◆ **TASK INSTRUCTIONS**
Only the lines between the line with "Output the component" and the line with "import React from 'react'", together with those two lines themselves, are to be copied exactly.

** start of DATA FOR PROCESSING **

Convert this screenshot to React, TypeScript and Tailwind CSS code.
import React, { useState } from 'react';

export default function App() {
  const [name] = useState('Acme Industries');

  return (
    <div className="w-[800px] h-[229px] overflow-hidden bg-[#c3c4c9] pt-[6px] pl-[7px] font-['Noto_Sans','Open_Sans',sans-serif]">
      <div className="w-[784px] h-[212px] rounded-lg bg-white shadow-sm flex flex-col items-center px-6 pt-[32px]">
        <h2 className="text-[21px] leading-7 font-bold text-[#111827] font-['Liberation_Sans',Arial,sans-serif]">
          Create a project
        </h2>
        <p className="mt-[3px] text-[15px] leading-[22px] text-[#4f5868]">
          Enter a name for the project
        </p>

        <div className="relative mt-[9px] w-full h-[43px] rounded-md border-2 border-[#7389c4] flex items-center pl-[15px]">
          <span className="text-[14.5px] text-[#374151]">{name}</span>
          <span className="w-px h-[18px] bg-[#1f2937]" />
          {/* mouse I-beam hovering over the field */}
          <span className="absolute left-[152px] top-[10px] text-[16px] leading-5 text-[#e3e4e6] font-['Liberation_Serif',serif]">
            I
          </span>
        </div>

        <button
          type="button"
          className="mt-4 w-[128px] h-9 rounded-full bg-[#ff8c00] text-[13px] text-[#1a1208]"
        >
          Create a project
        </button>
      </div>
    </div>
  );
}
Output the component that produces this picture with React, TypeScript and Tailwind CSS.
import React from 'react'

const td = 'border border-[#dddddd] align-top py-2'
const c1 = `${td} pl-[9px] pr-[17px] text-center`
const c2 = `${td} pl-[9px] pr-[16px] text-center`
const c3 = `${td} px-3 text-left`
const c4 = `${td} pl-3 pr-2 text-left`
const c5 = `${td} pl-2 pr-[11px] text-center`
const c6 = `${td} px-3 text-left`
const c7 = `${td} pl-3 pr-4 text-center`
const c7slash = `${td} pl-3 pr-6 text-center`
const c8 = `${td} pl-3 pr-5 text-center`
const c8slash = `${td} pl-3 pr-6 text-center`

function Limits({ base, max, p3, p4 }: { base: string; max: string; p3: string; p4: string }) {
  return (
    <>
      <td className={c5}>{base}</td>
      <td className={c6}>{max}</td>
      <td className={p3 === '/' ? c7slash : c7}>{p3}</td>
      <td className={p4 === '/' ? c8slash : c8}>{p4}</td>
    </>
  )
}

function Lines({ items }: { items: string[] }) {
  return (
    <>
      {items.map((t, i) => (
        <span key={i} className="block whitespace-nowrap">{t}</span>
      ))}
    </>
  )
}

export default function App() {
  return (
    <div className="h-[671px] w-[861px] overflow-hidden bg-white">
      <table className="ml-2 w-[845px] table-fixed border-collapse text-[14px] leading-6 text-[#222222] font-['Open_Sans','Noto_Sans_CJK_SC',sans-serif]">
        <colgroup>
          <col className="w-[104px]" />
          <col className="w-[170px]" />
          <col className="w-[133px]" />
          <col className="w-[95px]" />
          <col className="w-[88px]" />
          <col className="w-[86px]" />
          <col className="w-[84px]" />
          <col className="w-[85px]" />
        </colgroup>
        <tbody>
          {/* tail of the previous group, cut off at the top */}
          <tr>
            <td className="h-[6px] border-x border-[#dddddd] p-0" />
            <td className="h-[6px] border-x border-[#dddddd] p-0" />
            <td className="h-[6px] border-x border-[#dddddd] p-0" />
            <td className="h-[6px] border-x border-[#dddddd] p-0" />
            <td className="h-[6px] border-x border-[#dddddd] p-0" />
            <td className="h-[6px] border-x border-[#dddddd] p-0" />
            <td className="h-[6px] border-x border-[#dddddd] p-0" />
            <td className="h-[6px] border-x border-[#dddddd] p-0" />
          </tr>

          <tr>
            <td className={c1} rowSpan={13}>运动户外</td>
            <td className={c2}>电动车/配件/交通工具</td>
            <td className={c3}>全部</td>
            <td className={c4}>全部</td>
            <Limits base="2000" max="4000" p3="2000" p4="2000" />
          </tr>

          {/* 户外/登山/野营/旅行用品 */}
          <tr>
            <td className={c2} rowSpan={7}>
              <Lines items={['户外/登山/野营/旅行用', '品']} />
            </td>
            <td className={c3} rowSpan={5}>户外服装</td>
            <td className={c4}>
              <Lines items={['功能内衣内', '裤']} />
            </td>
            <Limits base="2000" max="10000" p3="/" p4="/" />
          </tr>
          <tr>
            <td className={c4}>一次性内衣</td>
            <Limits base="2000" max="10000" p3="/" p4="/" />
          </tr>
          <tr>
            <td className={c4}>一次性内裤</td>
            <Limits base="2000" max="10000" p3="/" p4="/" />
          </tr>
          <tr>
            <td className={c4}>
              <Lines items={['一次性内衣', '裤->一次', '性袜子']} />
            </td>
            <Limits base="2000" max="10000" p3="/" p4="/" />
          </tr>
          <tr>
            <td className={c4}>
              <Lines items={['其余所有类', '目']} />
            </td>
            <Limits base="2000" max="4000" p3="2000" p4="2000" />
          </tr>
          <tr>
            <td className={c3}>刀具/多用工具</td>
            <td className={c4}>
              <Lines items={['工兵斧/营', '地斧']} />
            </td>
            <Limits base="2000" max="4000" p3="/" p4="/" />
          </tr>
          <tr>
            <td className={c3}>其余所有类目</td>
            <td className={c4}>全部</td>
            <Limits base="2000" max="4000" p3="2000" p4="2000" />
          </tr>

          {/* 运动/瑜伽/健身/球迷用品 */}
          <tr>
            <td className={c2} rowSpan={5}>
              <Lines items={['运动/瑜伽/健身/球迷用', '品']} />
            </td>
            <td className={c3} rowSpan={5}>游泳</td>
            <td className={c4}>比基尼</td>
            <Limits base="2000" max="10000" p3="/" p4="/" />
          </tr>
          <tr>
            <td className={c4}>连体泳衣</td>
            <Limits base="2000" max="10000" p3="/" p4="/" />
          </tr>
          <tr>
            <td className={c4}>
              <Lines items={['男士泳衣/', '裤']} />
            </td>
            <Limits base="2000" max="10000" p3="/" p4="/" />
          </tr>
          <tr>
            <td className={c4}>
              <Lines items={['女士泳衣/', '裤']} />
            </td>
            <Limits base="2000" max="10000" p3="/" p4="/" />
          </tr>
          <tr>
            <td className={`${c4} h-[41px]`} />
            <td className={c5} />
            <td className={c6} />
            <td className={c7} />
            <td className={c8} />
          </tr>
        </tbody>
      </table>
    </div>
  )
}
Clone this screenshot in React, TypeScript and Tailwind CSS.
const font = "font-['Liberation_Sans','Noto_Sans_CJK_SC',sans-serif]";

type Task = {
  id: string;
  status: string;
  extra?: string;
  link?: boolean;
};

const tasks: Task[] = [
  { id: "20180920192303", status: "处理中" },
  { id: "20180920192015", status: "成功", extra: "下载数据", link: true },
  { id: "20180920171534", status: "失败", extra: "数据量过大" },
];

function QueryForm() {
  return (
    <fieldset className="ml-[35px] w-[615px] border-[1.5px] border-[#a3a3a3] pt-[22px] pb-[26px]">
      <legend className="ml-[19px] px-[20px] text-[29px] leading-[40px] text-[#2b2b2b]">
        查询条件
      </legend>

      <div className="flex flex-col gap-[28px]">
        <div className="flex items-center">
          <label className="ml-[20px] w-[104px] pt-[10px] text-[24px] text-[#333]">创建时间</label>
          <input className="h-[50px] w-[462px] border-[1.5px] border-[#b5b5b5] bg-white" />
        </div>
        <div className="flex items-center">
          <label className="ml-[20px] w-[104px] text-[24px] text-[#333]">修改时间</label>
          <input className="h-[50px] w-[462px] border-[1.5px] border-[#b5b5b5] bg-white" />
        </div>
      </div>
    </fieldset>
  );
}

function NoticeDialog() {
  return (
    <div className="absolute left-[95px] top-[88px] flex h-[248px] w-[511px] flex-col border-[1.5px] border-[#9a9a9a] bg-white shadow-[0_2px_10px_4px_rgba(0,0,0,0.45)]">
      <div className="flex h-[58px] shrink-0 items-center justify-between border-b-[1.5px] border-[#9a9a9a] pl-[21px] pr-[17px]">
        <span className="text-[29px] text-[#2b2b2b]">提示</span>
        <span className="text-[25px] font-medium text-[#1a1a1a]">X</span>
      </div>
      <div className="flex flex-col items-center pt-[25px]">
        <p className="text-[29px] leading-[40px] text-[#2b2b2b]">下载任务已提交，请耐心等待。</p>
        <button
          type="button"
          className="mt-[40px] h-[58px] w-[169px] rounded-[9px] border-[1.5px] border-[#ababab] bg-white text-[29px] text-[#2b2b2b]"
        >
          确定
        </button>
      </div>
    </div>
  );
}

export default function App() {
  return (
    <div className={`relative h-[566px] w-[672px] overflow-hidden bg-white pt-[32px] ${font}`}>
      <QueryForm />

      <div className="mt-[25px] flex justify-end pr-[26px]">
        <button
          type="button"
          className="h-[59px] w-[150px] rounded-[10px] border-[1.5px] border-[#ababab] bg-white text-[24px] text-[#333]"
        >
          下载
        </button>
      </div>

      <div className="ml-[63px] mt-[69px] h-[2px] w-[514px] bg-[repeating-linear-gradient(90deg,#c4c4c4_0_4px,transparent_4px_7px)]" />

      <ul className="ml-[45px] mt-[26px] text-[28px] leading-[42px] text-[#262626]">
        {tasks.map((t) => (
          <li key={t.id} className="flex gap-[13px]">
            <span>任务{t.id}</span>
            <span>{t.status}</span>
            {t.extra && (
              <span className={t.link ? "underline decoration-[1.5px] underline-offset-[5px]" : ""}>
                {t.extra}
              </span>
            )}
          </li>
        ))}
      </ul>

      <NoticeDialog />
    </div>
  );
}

** end of DATA FOR PROCESSING **

◆ **TASK RESPONSE**
Output the component that produces this picture with React, TypeScript and Tailwind CSS.
import React from 'react'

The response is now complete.